Insofar as banks are making any profits, is entirely due to the uniquely generous low interest rate environment created by the Bank of England. So when RBS announces that it will pay bonuses of £1.5 billion based on its annual performance, it is important to understand that it was the British government and the Bank of England that did all the heavy lifting. The bankers themselves did little more than open the office in the morning, managed the tills, fill up the ATM machines, and switch lights off at night. Judged by the rhetorical standards of the precrisis period, those bonuses belongs to the British taxpayer. The British state did the real work and took the big risks. If risk is to be genuinely rewarded, those bonuses should be taxed at 100 percent.

Now if you don't find that argument convincing, try this one the size. British banks remain undercapitalised. There are only three ways that banks can build up their buffers. They could ask outside investors to stump up more cash, but no sane investor would touch a British bank right now. So let us cross that option off the list. Another possibility is that the taxpayer puts in more cash. This isn't a terribly attractive option, not least because the taxpayer has already ponied up massive amounts of money to prop up the banks. The last option is that any profits that banks make are recycled back into their balance sheets. As a practical matter, this means keeping banking sector employment costs down, which in turn means no undeserved bonuses for useless bankers.

These points, I fear, have been lost in the scramble to humiliate Mr Goodwin.
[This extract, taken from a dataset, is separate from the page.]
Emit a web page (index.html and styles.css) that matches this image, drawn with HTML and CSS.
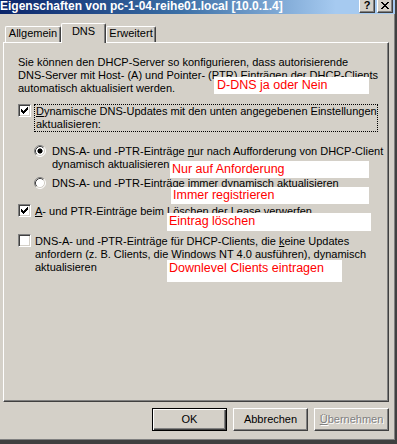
FILE: index.html
```html
<!DOCTYPE html>
<html lang="de">
<head>
<meta charset="utf-8">
<title>Eigenschaften</title>
<link rel="stylesheet" href="styles.css">
</head>
<body>
<div class="window">
  <div class="titlebar">
    <span class="title">Eigenschaften von pc-1-04.reihe01.local [10.0.1.4]</span>
    <div class="tb-buttons">
      <span class="tb-btn tb-help">?</span>
      <span class="tb-btn">
        <svg width="8" height="7" viewBox="0 0 8 7" shape-rendering="crispEdges"><path d="M0 0h2v1h-2zM6 0h2v1h-2zM1 1h2v1h-2zM5 1h2v1h-2zM2 2h4v1h-4zM3 3h2v1h-2zM2 4h4v1h-4zM1 5h2v1h-2zM5 5h2v1h-2zM0 6h2v1h-2zM6 6h2v1h-2z" fill="#000"/></svg>
      </span>
    </div>
  </div>

  <div class="client">
    <div class="tabs">
      <div class="tab tab-a">Allgemein</div>
      <div class="tab tab-sel">DNS</div>
      <div class="tab tab-b">Erweitert</div>
    </div>

    <div class="panel">
      <p class="intro">Sie können den DHCP-Server so konfigurieren, dass autorisierende<br>DNS-Server mit Host- (A) und Pointer- (PTR) Einträgen der DHCP-Clients<br>automatisch aktualisiert werden.</p>

      <div class="row row-1">
        <span class="check">
          <svg width="13" height="13" viewBox="0 0 13 13" shape-rendering="crispEdges"><path d="M9 3h1v1h-1zM8 4h2v1h-2zM3 5h1v1h-1zM7 5h3v1h-3zM3 6h2v1h-2zM6 6h3v1h-3zM3 7h5v1h-5zM4 8h3v1h-3zM5 9h1v1h-1z" fill="#000"/></svg>
        </span>
        <span class="label focus"><u>D</u>ynamische DNS-Updates mit den unten angegebenen Einstellungen<br>aktualisieren:</span>
      </div>

      <div class="radios">
        <div class="row row-r1">
          <span class="radio">
            <svg width="12" height="12" viewBox="0 0 12 12"><circle cx="6" cy="6" r="5" fill="#fff"/><path d="M2.11 9.89A5.5 5.5 0 0 1 9.89 2.11" fill="none" stroke="#808080"/><path d="M2.82 9.18A4.5 4.5 0 0 1 9.18 2.82" fill="none" stroke="#404040"/><path d="M9.89 2.11A5.5 5.5 0 0 1 2.11 9.89" fill="none" stroke="#fff"/><path d="M9.18 2.82A4.5 4.5 0 0 1 2.82 9.18" fill="none" stroke="#d4d0c8"/><rect x="4" y="4" width="4" height="4" fill="#000"/><rect x="5" y="3.5" width="2" height="5" fill="#000"/><rect x="3.5" y="5" width="5" height="2" fill="#000"/></svg>
          </span>
          <span class="label-r">DNS-A- und -PTR-Einträge <u>n</u>ur nach Aufforderung von DHCP-Client<br>dynamisch aktualisieren</span>
        </div>
        <div class="row row-r2">
          <span class="radio">
            <svg width="12" height="12" viewBox="0 0 12 12"><circle cx="6" cy="6" r="5" fill="#fff"/><path d="M2.11 9.89A5.5 5.5 0 0 1 9.89 2.11" fill="none" stroke="#808080"/><path d="M2.82 9.18A4.5 4.5 0 0 1 9.18 2.82" fill="none" stroke="#404040"/><path d="M9.89 2.11A5.5 5.5 0 0 1 2.11 9.89" fill="none" stroke="#fff"/><path d="M9.18 2.82A4.5 4.5 0 0 1 2.82 9.18" fill="none" stroke="#d4d0c8"/></svg>
          </span>
          <span class="label-r">DNS-A- und -PTR-Einträge immer dynamisch aktualisieren</span>
        </div>
      </div>

      <div class="row row-2">
        <span class="check">
          <svg width="13" height="13" viewBox="0 0 13 13" shape-rendering="crispEdges"><path d="M9 3h1v1h-1zM8 4h2v1h-2zM3 5h1v1h-1zM7 5h3v1h-3zM3 6h2v1h-2zM6 6h3v1h-3zM3 7h5v1h-5zM4 8h3v1h-3zM5 9h1v1h-1z" fill="#000"/></svg>
        </span>
        <span class="label"><u>A</u>- und PTR-Einträge beim Löschen der Lease verwerfen</span>
      </div>

      <div class="row row-3">
        <span class="check"></span>
        <span class="label">DNS-A- und -PTR-Einträge für DHCP-Clients, die <u>k</u>eine Updates<br>anfordern (z. B. Clients, die Windows NT 4.0 ausführen), dynamisch<br>aktualisieren</span>
      </div>
    </div>

    <div class="buttons">
      <button class="btn btn-default">OK</button>
      <button class="btn">Abbrechen</button>
      <button class="btn btn-disabled"><u>Ü</u>bernehmen</button>
    </div>
  </div>

  <div class="note note-1">D-DNS ja oder Nein</div>
  <div class="note note-2">Nur auf Anforderung</div>
  <div class="note note-3">Immer registrieren</div>
  <div class="note note-4">Eintrag löschen</div>
  <div class="note note-5">Downlevel Clients eintragen</div>
</div>
</body>
</html>
```

FILE: styles.css
```css
html, body {
  margin: 0;
  padding: 0;
}

body {
  background: #d4d0c8;
  font-family: "Liberation Sans", Arial, sans-serif;
  font-size: 11px;
  color: #000;
}

.window {
  position: relative;
  width: 397px;
  height: 444px;
  box-sizing: border-box;
  border-right: 2px solid #404040;
  border-bottom: 4px solid #404040;
  box-shadow: inset -1px -1px 0 #808080;
  overflow: hidden;
}

/* ---------- title bar ---------- */
.titlebar {
  display: flex;
  align-items: flex-start;
  justify-content: space-between;
  height: 14px;
  background: linear-gradient(to right, #0a246a 0%, #3a6ea5 45%, #a6caf0 85%, #a6caf0 100%);
}

.title {
  color: #fff;
  font-weight: bold;
  font-size: 12px;
  line-height: 13px;
  white-space: nowrap;
}

.tb-buttons {
  display: flex;
  gap: 2px;
  margin-right: 2px;
}

.tb-btn {
  display: flex;
  align-items: center;
  justify-content: center;
  width: 16px;
  height: 13px;
  box-sizing: border-box;
  background: #d4d0c8;
  border-left: 1px solid #fff;
  border-right: 1px solid #404040;
  border-bottom: 1px solid #404040;
  box-shadow: inset -1px -1px 0 #808080;
  padding-bottom: 2px;
}

.tb-help {
  font-weight: bold;
  font-size: 11px;
  line-height: 10px;
  padding-bottom: 3px;
}

/* ---------- client ---------- */
.client {
  padding-left: 3px;
}

.tabs {
  display: flex;
  align-items: flex-end;
  height: 20px;
  margin-top: 8px;
  padding-left: 2px;
  position: relative;
  z-index: 1;
}

.tab {
  box-sizing: border-box;
  height: 16px;
  border-top: 1px solid #fff;
  border-left: 1px solid #fff;
  border-right: 1px solid #404040;
  box-shadow: inset -1px 0 0 #808080;
  border-radius: 2px 2px 0 0;
  line-height: 13px;
  text-align: center;
  background: #d4d0c8;
}

.tab-a {
  width: 56px;
}

.tab-sel {
  width: 45px;
  height: 20px;
  margin-bottom: -1px;
  padding-top: 1px;
}

.tab-b {
  width: 50px;
}

.panel {
  box-sizing: border-box;
  width: 386px;
  height: 360px;
  border-top: 1px solid #fff;
  border-left: 1px solid #fff;
  border-right: 1px solid #404040;
  border-bottom: 1px solid #404040;
  box-shadow: inset -1px -1px 0 #808080;
  padding: 13px 18px 0 14px;
}

.intro {
  margin: 0;
  line-height: 13px;
  white-space: nowrap;
}

.row {
  display: flex;
  align-items: flex-start;
  line-height: 13px;
  white-space: nowrap;
}

.check {
  flex: none;
  width: 13px;
  height: 13px;
  box-sizing: border-box;
  background: #fff;
  border: 1px solid;
  border-color: #808080 #fff #fff #808080;
  box-shadow: inset 1px 1px 0 #404040, inset -1px -1px 0 #d4d0c8;
  position: relative;
}

.check svg {
  position: absolute;
  left: -1px;
  top: -1px;
}

.label {
  margin-left: 4px;
  padding-top: 1px;
}

.label.focus {
  flex: 1;
  margin-left: 3px;
  padding-top: 0;
  padding-left: 1px;
  border: 1px dotted #000;
}

.row-1 {
  margin-top: 9px;
}

.radios {
  margin-left: 16px;
  margin-top: 13px;
}

.radio {
  flex: none;
  width: 12px;
  height: 12px;
  display: block;
}

.radio svg {
  display: block;
}

.label-r {
  margin-left: 6px;
}

.row-r2 {
  margin-top: 6px;
}

.row-2 {
  margin-top: 14px;
}

.row-3 {
  margin-top: 16px;
}

/* ---------- buttons ---------- */
.buttons {
  display: flex;
  justify-content: flex-end;
  gap: 6px;
  width: 386px;
  margin-top: 6px;
}

.btn {
  width: 75px;
  height: 23px;
  box-sizing: border-box;
  padding: 0;
  margin: 0;
  font-family: "Liberation Sans", Arial, sans-serif;
  font-size: 11px;
  line-height: 21px;
  color: #000;
  background: #d4d0c8;
  border: 1px solid;
  border-color: #fff #404040 #404040 #fff;
  box-shadow: inset -1px -1px 0 #808080;
  border-radius: 0;
}

.btn-default {
  border: 1px solid #000;
  box-shadow: inset 1px 1px 0 #fff, inset -1px -1px 0 #404040, inset -2px -2px 0 #808080;
}

.btn-disabled {
  color: #808080;
  text-shadow: 1px 1px 0 #fff;
}

/* ---------- annotations ---------- */
.note {
  position: absolute;
  box-sizing: border-box;
  background: #fff;
  color: #f00;
  font-family: "Liberation Sans", Arial, sans-serif;
  font-size: 12.5px;
  line-height: 17px;
  height: 17px;
  padding-left: 2px;
  white-space: nowrap;
}

.note-1 {
  left: 214px;
  top: 77px;
  width: 155px;
  padding-left: 3px;
}

.note-2 {
  left: 170px;
  top: 161px;
  width: 199px;
}

.note-3 {
  left: 171px;
  top: 187px;
  width: 198px;
}

.note-4 {
  left: 167px;
  top: 213px;
  width: 204px;
  height: 18px;
}

.note-5 {
  left: 167px;
  top: 260px;
  width: 175px;
  height: 22px;
}
```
We should not be obsessing about him, or the hopelessly compromised and devalued UK honours system. We need to think about what is in the best interests of the country, and quite simply, this country's state-owned banks cannot afford to pay out £1.5 billion in bonuses to bankers. The taxpayer needs that cash. That is why we need an urgent law taxing banker's bonuses at 100 percent.

8 comments:

Anonymous said...

100 percent tax? Too punitive.

Anonymous said...

This article is spot on. Bankers are NOT superhuman, just human like the rest of us. They,like us, should reap what they sow and we need to stop these insane lavels of reward that are completely out of touch with performance or reality. if they then wish to emmigrate, good riddance.

Maturecheese

Lee said...

100 percent? Seems right.

dearieme said...

What would your preferred law say? Presumably that any bonus (defined as such in a contract of employment) paid by a firm with a banking licence, shall be subject to income tax at 100%. OK?

Anonymous said...

What if....bankers had to carry professional indemnity insurance (politicians too) then we could all claim our money back.

RenterGirl said...

I can't see how Goodwin is a ruined man: he's still got the money, which is the point. Bonuses are corrosive, arrogant and not earned, since they are paid even where banks have failed. It is ridiculous that recent massive bank fraudster escaped jail, whereas teenagers grabbing sweets in a moment of madness were shown no mercy. Bankers are being treated as untouchable.

dearieme said...

OK, renter girl, but no-one has accused Fred of criminality. Arrogance, greed...sure, but he doesn't seem to have stolen anything (except the trust of another man in his wife, perhaps).

What does need sorting out is the way that these high heid yins loot and pillage (metaphorically) from the shareholders by awarding themselves, via their cronies, silly pay, perks, bonuses and pensions. That calls for an overhaul of corporate governance, and not just for banks.

Electro-Kevin said...

The sheer numbers of them mean that they are not rewarded based on rarity of talent.